The effect of interactions and disorder on the relaxation of two-level systems in amorphous solids

TL;DR

This paper models the low-temperature relaxation dynamics of amorphous solids' two-level systems considering disorder and interactions, revealing how these factors influence the speed of relaxation processes.

Contribution

It introduces a TLS-glass model based on the random field Ising model with long-range interactions, extending previous electron-glass studies to amorphous solids.

Findings

Relaxation rates follow a 1/λ distribution, causing logarithmic slow relaxation.

Increased interactions slow down electron-glass dynamics but speed up TLS-glass relaxation.

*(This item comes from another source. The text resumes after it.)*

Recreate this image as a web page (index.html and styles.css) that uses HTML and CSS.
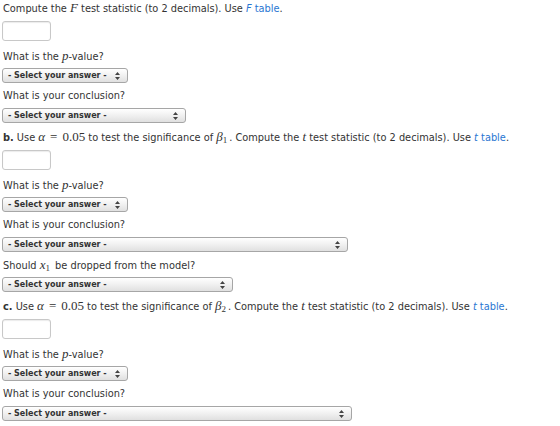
FILE: index.html
```html
<!DOCTYPE html>
<html lang="en">
<head>
  <meta charset="UTF-8">
  <title>Regression tests</title>
  <link rel="stylesheet" href="styles.css">
</head>
<body>

<div class="part">
  <p class="q">Compute the <i class="m">F</i> test statistic (to 2 decimals). Use <a href="#"><i>F</i> table</a>.</p>
  <div class="answer"></div>
  <p class="q gap">What is the <i class="m">p</i>-value?</p>
  <div class="select w1"><span>- Select your answer -</span><svg width="5" height="8" viewBox="0 0 5 8"><path d="M2.5 0 L5 3 H0 Z M2.5 8 L5 5 H0 Z" fill="#444"/></svg></div>
  <p class="q">What is your conclusion?</p>
  <div class="select w2"><span>- Select your answer -</span><svg width="5" height="8" viewBox="0 0 5 8"><path d="M2.5 0 L5 3 H0 Z M2.5 8 L5 5 H0 Z" fill="#444"/></svg></div>
</div>

<div class="part">
  <p class="q"><b>b.</b> Use <i class="m">α</i><span class="mr"><span class="eq">=</span>0.05</span> to test the significance of <i class="m">β</i><sub>1</sub>. Compute the <i class="m">t</i> test statistic (to 2 decimals). Use <a href="#"><i>t</i> table</a>.</p>
  <div class="answer"></div>
  <p class="q gap">What is the <i class="m">p</i>-value?</p>
  <div class="select w1"><span>- Select your answer -</span><svg width="5" height="8" viewBox="0 0 5 8"><path d="M2.5 0 L5 3 H0 Z M2.5 8 L5 5 H0 Z" fill="#444"/></svg></div>
  <p class="q">What is your conclusion?</p>
  <div class="select w3"><span>- Select your answer -</span><svg width="5" height="8" viewBox="0 0 5 8"><path d="M2.5 0 L5 3 H0 Z M2.5 8 L5 5 H0 Z" fill="#444"/></svg></div>
  <p class="q">Should <i class="m">x</i><sub>1</sub> be dropped from the model?</p>
  <div class="select w4"><span>- Select your answer -</span><svg width="5" height="8" viewBox="0 0 5 8"><path d="M2.5 0 L5 3 H0 Z M2.5 8 L5 5 H0 Z" fill="#444"/></svg></div>
</div>

<div class="part">
  <p class="q"><b>c.</b> Use <i class="m">α</i><span class="mr"><span class="eq">=</span>0.05</span> to test the significance of <i class="m">β</i><sub>2</sub>. Compute the <i class="m">t</i> test statistic (to 2 decimals). Use <a href="#"><i>t</i> table</a>.</p>
  <div class="answer"></div>
  <p class="q gap">What is the <i class="m">p</i>-value?</p>
  <div class="select w1"><span>- Select your answer -</span><svg width="5" height="8" viewBox="0 0 5 8"><path d="M2.5 0 L5 3 H0 Z M2.5 8 L5 5 H0 Z" fill="#444"/></svg></div>
  <p class="q">What is your conclusion?</p>
  <div class="select w5"><span>- Select your answer -</span><svg width="5" height="8" viewBox="0 0 5 8"><path d="M2.5 0 L5 3 H0 Z M2.5 8 L5 5 H0 Z" fill="#444"/></svg></div>
</div>

</body>
</html>
```

FILE: styles.css
```css
* {
  box-sizing: border-box;
}

body {
  margin: 0;
  padding: 0 0 0 3px;
  font-family: 'DejaVu Sans', Verdana, sans-serif;
  font-size: 9.8px;
  color: #333;
  background: #fff;
  overflow: hidden;
}

.part {
  display: flex;
  flex-direction: column;
  align-items: flex-start;
}

.part + .part {
  margin-top: 6px;
}

.q {
  margin: 5px 0 4px;
  height: 16px;
  line-height: 16px;
  white-space: nowrap;
}

.part .q:first-child {
  margin-top: 0;
}

.q.gap {
  margin-top: 7px;
}

.m {
  font-family: 'Liberation Serif', 'DejaVu Serif', serif;
  font-style: italic;
  font-size: 13px;
}

.mr {
  font-family: 'Liberation Serif', 'DejaVu Serif', serif;
  font-size: 13px;
}

.eq {
  padding: 0 5px;
}

sub {
  font-family: 'Liberation Serif', serif;
  font-size: 9px;
  vertical-align: -2px;
  line-height: 0;
  margin-right: 2px;
}

a {
  color: #2a76d2;
  text-decoration: none;
}

.answer {
  width: 49px;
  height: 20px;
  margin: 1px 0 0 -1px;
  border: 1px solid #c8c8c8;
  border-radius: 3px;
  box-shadow: inset 0 1px 1px rgba(0,0,0,0.08);
  background: #fff;
}

.select {
  display: flex;
  justify-content: space-between;
  align-items: center;
  height: 15px;
  margin-left: -1px;
  padding: 0 7px 0 5px;
  border: 1px solid #a6a6a6;
  border-radius: 3px;
  background: linear-gradient(#ffffff, #f2f2f2 45%, #e0e0e0);
  font-size: 8px;
  font-weight: bold;
  color: #333;
}

.w1 { width: 126px; }
.w2 { width: 184px; }
.w3 { width: 346px; }
.w4 { width: 231px; }
.w5 { width: 350px; }
```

System-specific properties determine whether interactions slow down or accelerate glass dynamics.

Abstract

At low temperatures the dynamical degrees of freedom in amorphous solids are tunnelling two-level systems (TLSs). Concentrating on these degrees of freedom, and taking into account disorder and TLS-TLS interactions, we obtain a "TLS-glass", described by the random field Ising model with random $1/r^3$ interactions. In this paper we perform a self consistent mean field calculation, previously used to study the electron-glass (EG) model [A.~Amir {\it et al.}, Phys. Rev. B {\bf 77}, 165207, (2008)]. Similar to the electron-glass, we find $\frac{1}{\lambda}$ distribution of relaxation rates $\lambda$, leading to logarithmic slow relaxation. However, with increased interactions the EG model shows slower dynamics whereas the TLS glass model shows faster dynamics. This suggests that given system specific properties, glass dynamics can be slowed down or sped up by the interactions.